Discussion in relation to sentencing guidelines for offences of unlawful importation of firearms and ammunition

  1. I would observe that it is a matter of some concern that the sentences in the Kingdom for offences of unlawful importation of firearms and ammunition are completely out of line with other Commonwealth jurisdictions. It may be that the time has come for the Supreme Court and the Court of Appeal to review the sentencing policy for such offences. These offences have become much more of a threat to society in the Kingdom, with the increase in the number of offences involving drugs and the use of firearms. In my view, the starting point for such offences should be a sentence of imprisonment and not a fine. However, I accept that, for the present time at least, I should have regard to the decided cases dealing with sentences for these offences.

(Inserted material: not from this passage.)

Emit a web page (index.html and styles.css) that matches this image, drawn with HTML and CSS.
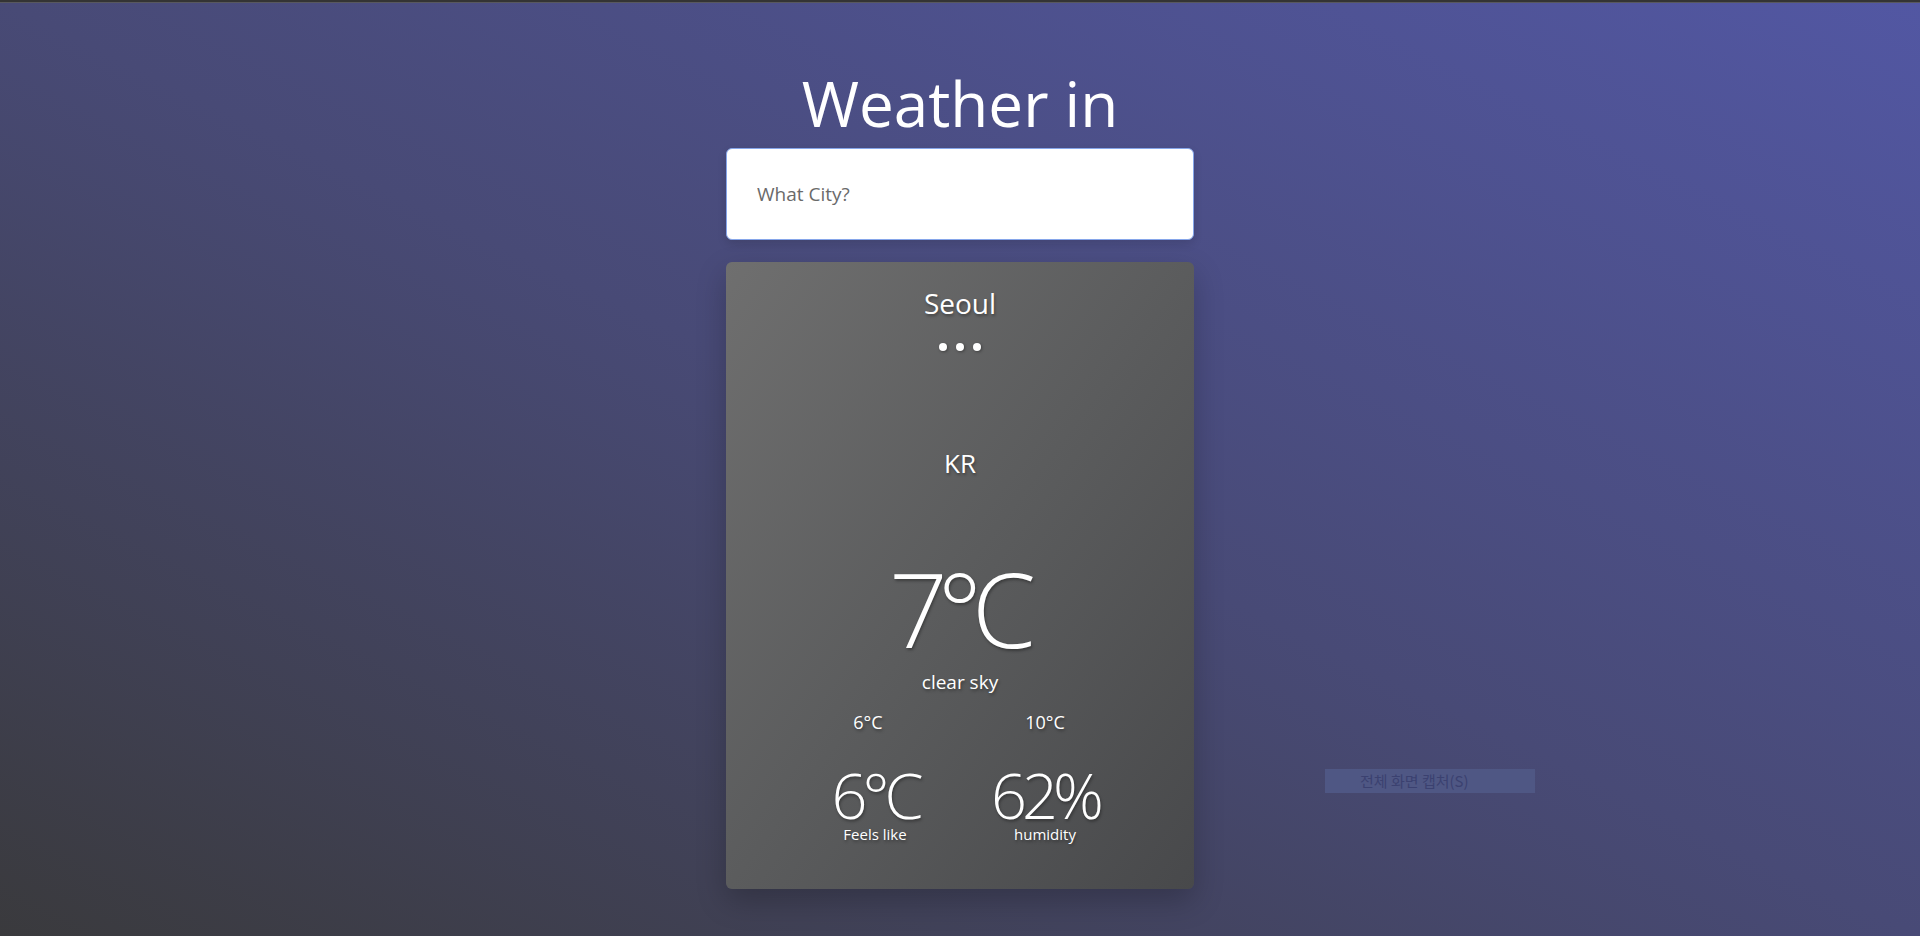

The Crown’s submissions regarding sentencing in comparable cases

  1. In section V of its submissions, the Crown has set out a selection of decided cases to assist the court in determining the appropriate sentence in this case. I have considered those cases carefully. However, no cases can truly be said to be “comparable”, and it is for the court to determine the appropriate sentence in the particular case that it is dealing with, having regard to all the circumstances of the case.
  2. The Crown submits that this offence can be dealt with by way of a financial penalty, and it refers to the following cases: Rex v Liutai [2023] TOSC17; Halatu’u Palei (CR 22/2020); ‘Isitolo Taufa (CR 143/2020); Feinga ki he Lotu Fanguna (CR 229/2020). Whilst I have already expressed my view that, in offences such as in the instant case, the court should be considering a custodial sentence as a starting point, I accept that a custodial sentence is not necessary or appropriate in this case. However, the culpability of the defendant’s conduct in this case requires the court to impose a substantial financial penalty.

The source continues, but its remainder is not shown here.